Make an exact copy of the lines, leaving the pictures out.

☆ ☆ ☆ ☆ ☆

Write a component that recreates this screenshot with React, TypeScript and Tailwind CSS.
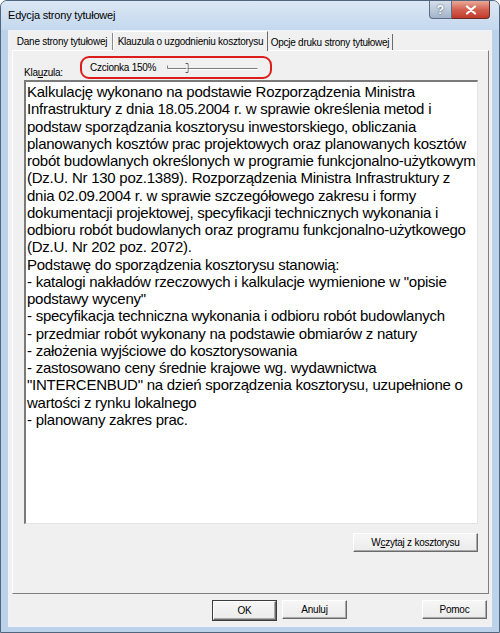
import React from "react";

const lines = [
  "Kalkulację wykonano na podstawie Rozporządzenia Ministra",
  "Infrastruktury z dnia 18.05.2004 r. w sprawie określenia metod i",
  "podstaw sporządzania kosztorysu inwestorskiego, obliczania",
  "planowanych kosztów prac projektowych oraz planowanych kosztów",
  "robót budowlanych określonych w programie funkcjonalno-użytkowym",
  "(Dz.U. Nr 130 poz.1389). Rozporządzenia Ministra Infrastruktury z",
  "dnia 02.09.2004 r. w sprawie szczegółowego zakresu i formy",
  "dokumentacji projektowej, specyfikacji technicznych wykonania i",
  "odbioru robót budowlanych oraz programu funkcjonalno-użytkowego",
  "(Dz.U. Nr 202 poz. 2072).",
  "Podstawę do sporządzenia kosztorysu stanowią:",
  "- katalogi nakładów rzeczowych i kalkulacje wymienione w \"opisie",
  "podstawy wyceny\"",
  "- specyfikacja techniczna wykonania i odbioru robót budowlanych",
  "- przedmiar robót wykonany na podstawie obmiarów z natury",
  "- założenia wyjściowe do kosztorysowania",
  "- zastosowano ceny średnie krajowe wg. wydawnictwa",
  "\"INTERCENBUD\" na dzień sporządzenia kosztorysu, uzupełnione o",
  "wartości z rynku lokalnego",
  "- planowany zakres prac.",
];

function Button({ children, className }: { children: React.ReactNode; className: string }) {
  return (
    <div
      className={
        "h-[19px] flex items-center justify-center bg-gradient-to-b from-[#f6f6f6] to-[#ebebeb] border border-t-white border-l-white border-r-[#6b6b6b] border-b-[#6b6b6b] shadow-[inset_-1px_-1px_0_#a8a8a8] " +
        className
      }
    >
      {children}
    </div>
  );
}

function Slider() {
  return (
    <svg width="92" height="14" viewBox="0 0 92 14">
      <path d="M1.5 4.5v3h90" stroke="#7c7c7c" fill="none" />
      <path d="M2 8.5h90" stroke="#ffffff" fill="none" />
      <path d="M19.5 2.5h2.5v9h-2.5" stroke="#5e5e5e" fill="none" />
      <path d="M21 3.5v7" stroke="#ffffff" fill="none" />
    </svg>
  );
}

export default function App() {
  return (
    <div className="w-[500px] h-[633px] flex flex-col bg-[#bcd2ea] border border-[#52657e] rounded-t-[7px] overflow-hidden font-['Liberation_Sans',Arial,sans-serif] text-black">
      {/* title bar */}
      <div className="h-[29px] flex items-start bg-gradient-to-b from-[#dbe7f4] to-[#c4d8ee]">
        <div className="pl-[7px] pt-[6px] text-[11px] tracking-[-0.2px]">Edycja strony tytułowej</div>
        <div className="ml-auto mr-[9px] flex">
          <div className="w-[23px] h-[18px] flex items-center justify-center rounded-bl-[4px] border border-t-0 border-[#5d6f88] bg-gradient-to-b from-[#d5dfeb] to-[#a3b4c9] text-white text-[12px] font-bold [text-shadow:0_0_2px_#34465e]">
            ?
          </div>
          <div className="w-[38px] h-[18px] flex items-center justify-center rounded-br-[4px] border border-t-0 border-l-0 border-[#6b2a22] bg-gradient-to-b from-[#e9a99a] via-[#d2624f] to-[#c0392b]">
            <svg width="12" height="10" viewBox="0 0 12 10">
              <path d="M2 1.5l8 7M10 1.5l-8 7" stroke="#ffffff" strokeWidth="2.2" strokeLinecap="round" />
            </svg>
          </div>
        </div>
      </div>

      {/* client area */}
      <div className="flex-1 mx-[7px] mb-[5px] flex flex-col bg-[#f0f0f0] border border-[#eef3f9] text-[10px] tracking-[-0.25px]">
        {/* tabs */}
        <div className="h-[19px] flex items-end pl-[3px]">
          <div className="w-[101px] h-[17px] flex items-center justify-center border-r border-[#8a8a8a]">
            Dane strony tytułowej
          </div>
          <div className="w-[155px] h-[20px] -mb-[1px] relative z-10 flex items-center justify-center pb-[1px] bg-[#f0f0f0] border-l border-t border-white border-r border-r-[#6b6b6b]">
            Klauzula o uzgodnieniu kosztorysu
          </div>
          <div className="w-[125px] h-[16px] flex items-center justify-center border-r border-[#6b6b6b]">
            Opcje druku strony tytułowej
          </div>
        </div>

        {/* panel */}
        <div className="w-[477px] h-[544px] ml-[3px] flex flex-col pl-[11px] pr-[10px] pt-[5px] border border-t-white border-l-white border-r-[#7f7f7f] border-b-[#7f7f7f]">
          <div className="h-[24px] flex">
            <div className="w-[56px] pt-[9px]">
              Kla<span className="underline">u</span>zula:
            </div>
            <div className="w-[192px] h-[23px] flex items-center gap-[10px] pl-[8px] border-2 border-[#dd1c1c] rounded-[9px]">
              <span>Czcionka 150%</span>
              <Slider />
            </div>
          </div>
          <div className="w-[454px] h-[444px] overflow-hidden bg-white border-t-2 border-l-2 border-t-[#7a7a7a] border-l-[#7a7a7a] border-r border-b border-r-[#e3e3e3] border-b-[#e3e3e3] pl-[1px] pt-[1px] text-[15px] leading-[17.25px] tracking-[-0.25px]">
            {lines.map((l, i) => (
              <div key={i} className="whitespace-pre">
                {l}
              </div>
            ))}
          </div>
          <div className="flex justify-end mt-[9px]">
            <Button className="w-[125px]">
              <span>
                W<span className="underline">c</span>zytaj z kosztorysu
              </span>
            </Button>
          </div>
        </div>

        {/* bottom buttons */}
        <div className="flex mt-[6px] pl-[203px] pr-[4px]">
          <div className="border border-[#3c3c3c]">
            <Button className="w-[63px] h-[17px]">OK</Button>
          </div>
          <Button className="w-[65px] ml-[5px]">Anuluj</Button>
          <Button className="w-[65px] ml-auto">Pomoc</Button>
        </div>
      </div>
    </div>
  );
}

☆ ☆ ☆ ☆ ☆

» **Written solution**
Write a component that recreates this screenshot with React, TypeScript and Tailwind CSS.
import React from "react";

const lines = [
  "Kalkulację wykonano na podstawie Rozporządzenia Ministra",
  "Infrastruktury z dnia 18.05.2004 r. w sprawie określenia metod i",
  "podstaw sporządzania kosztorysu inwestorskiego, obliczania",
  "planowanych kosztów prac projektowych oraz planowanych kosztów",
  "robót budowlanych określonych w programie funkcjonalno-użytkowym",
  "(Dz.U. Nr 130 poz.1389). Rozporządzenia Ministra Infrastruktury z",
  "dnia 02.09.2004 r. w sprawie szczegółowego zakresu i formy",
  "dokumentacji projektowej, specyfikacji technicznych wykonania i",
  "odbioru robót budowlanych oraz programu funkcjonalno-użytkowego",
  "(Dz.U. Nr 202 poz. 2072).",
  "Podstawę do sporządzenia kosztorysu stanowią:",
  "- katalogi nakładów rzeczowych i kalkulacje wymienione w \"opisie",
  "podstawy wyceny\"",
  "- specyfikacja techniczna wykonania i odbioru robót budowlanych",
  "- przedmiar robót wykonany na podstawie obmiarów z natury",
  "- założenia wyjściowe do kosztorysowania",
  "- zastosowano ceny średnie krajowe wg. wydawnictwa",
  "\"INTERCENBUD\" na dzień sporządzenia kosztorysu, uzupełnione o",
  "wartości z rynku lokalnego",
  "- planowany zakres prac.",
];

function Button({ children, className }: { children: React.ReactNode; className: string }) {
  return (
    <div
      className={
        "h-[19px] flex items-center justify-center bg-gradient-to-b from-[#f6f6f6] to-[#ebebeb] border border-t-white border-l-white border-r-[#6b6b6b] border-b-[#6b6b6b] shadow-[inset_-1px_-1px_0_#a8a8a8] " +
        className
      }
    >
      {children}
    </div>
  );
}

function Slider() {
  return (
    <svg width="92" height="14" viewBox="0 0 92 14">
      <path d="M1.5 4.5v3h90" stroke="#7c7c7c" fill="none" />
      <path d="M2 8.5h90" stroke="#ffffff" fill="none" />
      <path d="M19.5 2.5h2.5v9h-2.5" stroke="#5e5e5e" fill="none" />
      <path d="M21 3.5v7" stroke="#ffffff" fill="none" />
    </svg>
  );
}

export default function App() {
  return (
    <div className="w-[500px] h-[633px] flex flex-col bg-[#bcd2ea] border border-[#52657e] rounded-t-[7px] overflow-hidden font-['Liberation_Sans',Arial,sans-serif] text-black">
      {/* title bar */}
      <div className="h-[29px] flex items-start bg-gradient-to-b from-[#dbe7f4] to-[#c4d8ee]">
        <div className="pl-[7px] pt-[6px] text-[11px] tracking-[-0.2px]">Edycja strony tytułowej</div>
        <div className="ml-auto mr-[9px] flex">
          <div className="w-[23px] h-[18px] flex items-center justify-center rounded-bl-[4px] border border-t-0 border-[#5d6f88] bg-gradient-to-b from-[#d5dfeb] to-[#a3b4c9] text-white text-[12px] font-bold [text-shadow:0_0_2px_#34465e]">
            ?
          </div>
          <div className="w-[38px] h-[18px] flex items-center justify-center rounded-br-[4px] border border-t-0 border-l-0 border-[#6b2a22] bg-gradient-to-b from-[#e9a99a] via-[#d2624f] to-[#c0392b]">
            <svg width="12" height="10" viewBox="0 0 12 10">
              <path d="M2 1.5l8 7M10 1.5l-8 7" stroke="#ffffff" strokeWidth="2.2" strokeLinecap="round" />
            </svg>
          </div>
        </div>
      </div>

      {/* client area */}
      <div className="flex-1 mx-[7px] mb-[5px] flex flex-col bg-[#f0f0f0] border border-[#eef3f9] text-[10px] tracking-[-0.25px]">
        {/* tabs */}
        <div className="h-[19px] flex items-end pl-[3px]">
          <div className="w-[101px] h-[17px] flex items-center justify-center border-r border-[#8a8a8a]">
            Dane strony tytułowej
          </div>
          <div className="w-[155px] h-[20px] -mb-[1px] relative z-10 flex items-center justify-center pb-[1px] bg-[#f0f0f0] border-l border-t border-white border-r border-r-[#6b6b6b]">
            Klauzula o uzgodnieniu kosztorysu
          </div>
          <div className="w-[125px] h-[16px] flex items-center justify-center border-r border-[#6b6b6b]">
            Opcje druku strony tytułowej
          </div>
        </div>

        {/* panel */}
        <div className="w-[477px] h-[544px] ml-[3px] flex flex-col pl-[11px] pr-[10px] pt-[5px] border border-t-white border-l-white border-r-[#7f7f7f] border-b-[#7f7f7f]">
          <div className="h-[24px] flex">
            <div className="w-[56px] pt-[9px]">
              Kla<span className="underline">u</span>zula:
            </div>
            <div className="w-[192px] h-[23px] flex items-center gap-[10px] pl-[8px] border-2 border-[#dd1c1c] rounded-[9px]">
              <span>Czcionka 150%</span>
              <Slider />
            </div>
          </div>
          <div className="w-[454px] h-[444px] overflow-hidden bg-white border-t-2 border-l-2 border-t-[#7a7a7a] border-l-[#7a7a7a] border-r border-b border-r-[#e3e3e3] border-b-[#e3e3e3] pl-[1px] pt-[1px] text-[15px] leading-[17.25px] tracking-[-0.25px]">
            {lines.map((l, i) => (
              <div key={i} className="whitespace-pre">
                {l}
              </div>
            ))}
          </div>
          <div className="flex justify-end mt-[9px]">
            <Button className="w-[125px]">
              <span>
                W<span className="underline">c</span>zytaj z kosztorysu
              </span>
            </Button>
          </div>
        </div>

        {/* bottom buttons */}
        <div className="flex mt-[6px] pl-[203px] pr-[4px]">
          <div className="border border-[#3c3c3c]">
            <Button className="w-[63px] h-[17px]">OK</Button>
          </div>
          <Button className="w-[65px] ml-[5px]">Anuluj</Button>
          <Button className="w-[65px] ml-auto">Pomoc</Button>
        </div>
      </div>
    </div>
  );
}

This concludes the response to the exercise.